Alla vigilia del primo anniversario del referendum del primo d’ottobre, la tensione in Catalogna è alle stelle. Ieri ci sono stati scontri nel centro di Barcellona fra un gruppetto di indipendentisti e i Mossos d’Esquadra (la polizia catalana), che difendevano un altro gruppo di manifestanti della polizia nazionale e della Guardia Civil.

L’1 ottobre dell’anno scorso il governo di Carles Puigdemont celebrò un referendum che, pur senza garanzie legali – il governo spagnolo vi si era opposto con tutte le forze – aveva portato più di due milioni di persone (sui circa 5 milioni di votanti teorici) alle urne per chiedere l’indipendenza catalana. Ma la giornata si era chiusa nel sangue, con diecimila fra agenti di polizia e guardia Civil che, oltre a sequestrare urne e schede, avevano preso a manganellate e spintoni i manifestanti: l’avevano battezzata Operazione Copernico. La Generalitat aveva contabilizzato un migliaio di feriti in totale. Le immagini della violenza insensata dello stato spagnolo avevano fatto il giro del mondo, e soprattutto avevano indignato moltissimi catalani, non solo indipendentisti. Il governo di Mariano Rajoy non si scusò, mentre il governo di Puigdemont, dopo qualche giorno di traccheggio, optò per lasciare che il Parlament il 27 ottobre facesse una dichiarazione che apparisse di indipendenza (anche se nella forma non lo fu). Il giorno dopo, Puigdemont assieme ad altri consiglieri fuggì in Belgio; e la settimana successiva tutti gli altri suoi ministri finivano in carcere, mentre il governo catalano veniva sospeso d’imperio grazie al voto del Senato che permise per la prima volta l’applicazione dell’articolo 155 della Costituzione.

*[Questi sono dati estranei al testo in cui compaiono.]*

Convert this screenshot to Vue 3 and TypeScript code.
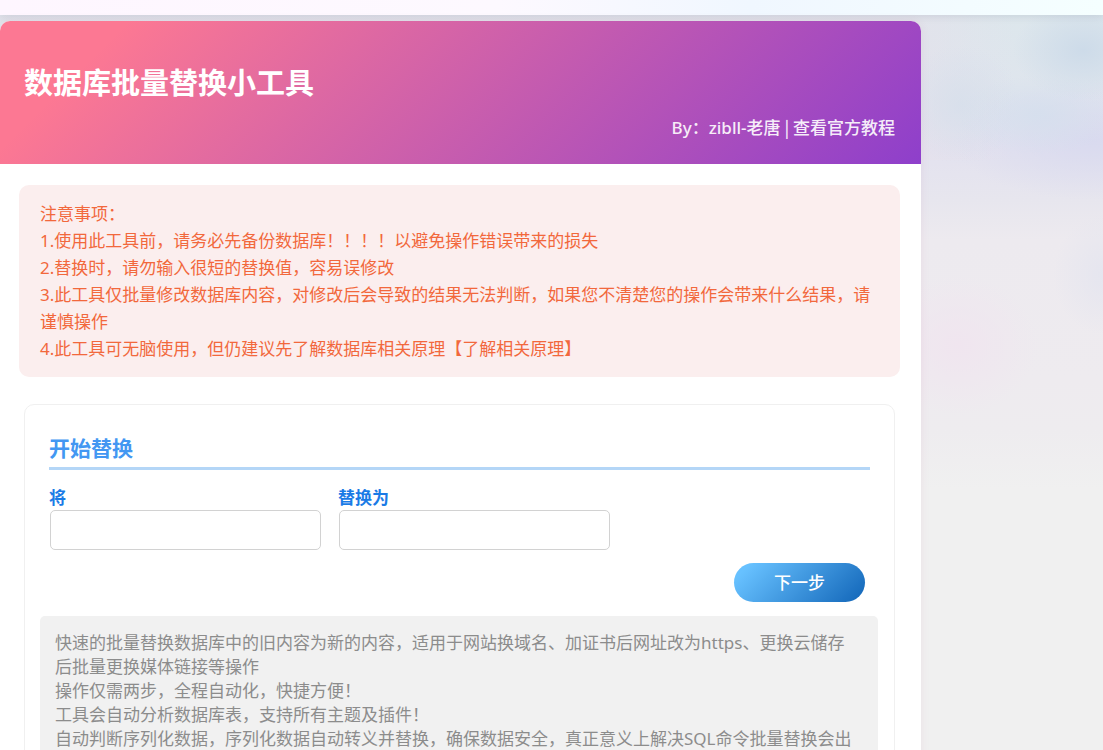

Oggi la situazione è completamente diversa: alla Moncloa, a Madrid, siede un altro presidente; e lo stesso succede nel palazzo della Generalitat. Gli attori sono cambiati, i socialisti hanno fatto uno sforzo, almeno nei toni, per evitare lo scontro diretto con Barcellona; ma nei fatti, i politici catalani – fra cui l’ex presidente e capo di Esquerra Republicana, Oriol Junqueras – sono ancora in carcere preventivo e la situazione non è ancora normalizzata (pur con alcuni gesti importanti da parte dei due governi: per esempio riunioni bilaterali fra Madrid e Barcellona).

Per questo l’anniversario del primo ottobre è una data calda. Da settimane la tensione si accumula: da una parte con Ciudadanos e Pp che soffiano sul fuoco; dall’altra con gli indipendentisti sempre più impegnati con gesti simbolici in difesa della lotta per la repubblica catalana per nascondere quella che è, a tutti gli effetti, una sconfitta politica.

La piattaforma della polizia Jusapol protesta da tempo in tutta la Spagna per chiedere l’equiparazione salariale fra polizia nazionale, Guardia Civil e Mossos d’Esquadra, che guadagnano di più dei colleghi di Madrid (al livello più basso, un mosso guadagna 4.000 euro in più lordi all’anno di un policía nacional, e 6.000 euro più che un guardia civil). L’equiparazione dei salari era stata promessa da Pp e Ciudadanos, e sembra che anche i socialisti manterranno l’impegno. Ma ieri, e provocatoriamente, Jusapol ha convocato una manifestazione (meno di 2.000 persone) proprio a Barcellona, dove sono stati gridati anche slogan in sostegno dei loro colleghi che l’anno scorso erano impegnati nell’Operazione Copernico. I cosiddetti Comitati per la difesa della Repubblica (CdR), gruppi sostanzialmente della sinistra indipendentista anticapitalista, hanno immediatamente raccolto la provocazione, convocando una contro manifestazione (6.000 persone) per cercare di bloccare loro il passo. I Mossos hanno cercato di evitare che i due cortei venissero in contatto, ma è finita che gli anticapitalisti si sono scontrati con la polizia catalana: la scena più che dantesca era carnevalesca, perché i CdR hanno deciso di rispondere alle cariche lanciando polveri colorate holi come quelle delle feste indiane della primavera. Bilancio finale: un arrestato e 14 feriti lievi. Ma soprattutto l’epopea dello scontro è stata ancora una volta fomentata ad arte da chi ha tutto l’interesse perché non si giunga mai a un accordo. Manca ancora un mese all’altra data segnata in rosso sul calendario: il 27 ottobre.